Testing The Weak-Form Efficiency For Sixteen Arab's Stock Markets
Abstract
Financial markets play an important role in financing investments and economic growth, therefore, these markets must be efficient. Market efficiency is the most important feature of financial markets, which is an indicator of its success, strength and reflects pricing fairness of the traded stocks. Hence, no investor can beat the market and gain abnormal returns. This study aims at testing the weak form efficiency for the stock markets in (Syria, Lebanon, Jordan, Palestine, Iraq, Saudi Arabia, Kuwait, Dubai, Abu Dhabi, Qatar, Oman, Bahrain, Egypt, Tunisia, Algeria, and Morocco) by using daily returns for these markets Index over period from the beginning of 2010 till the end of February 2020, by applying many statistical tests namely: Normality, Auto correlation, Unit Root by using ADF, Runs Test and Variance Ratio Test.

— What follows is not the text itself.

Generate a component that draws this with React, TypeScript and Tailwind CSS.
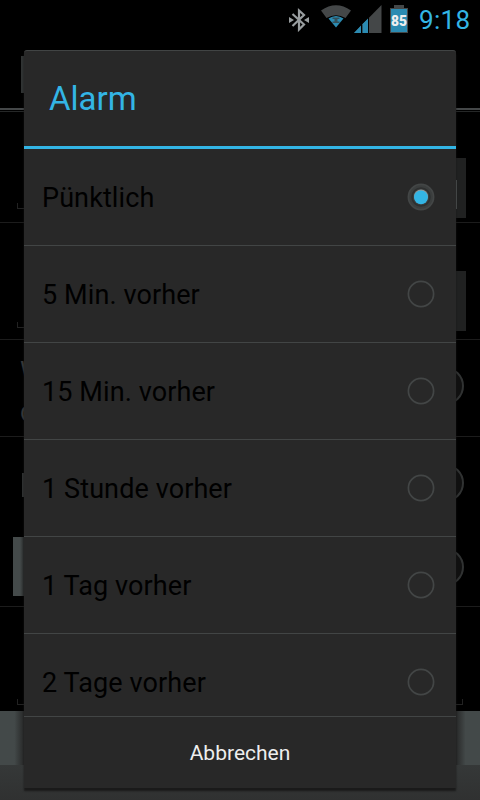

The empirical results showed that the stock markets in (Syria, Lebanon, and Kuwait) are efficient in the weak form of efficiency, but the stock markets in (Jordan, Palestine, Iraq, Saudi Arabia, Dubai, Abu Dhabi, Qatar, Oman, Bahrain, Egypt, Tunisia, Algeria, and Morocco) are not efficient in the weak form of efficiency. This study comes up with a few recommendations to the authorities and entities of these markets in order to lift up the level of market efficiency, by activating all methods of delivering the information to all market participants at the same time without cost, and facilitate entering new companies to the markets.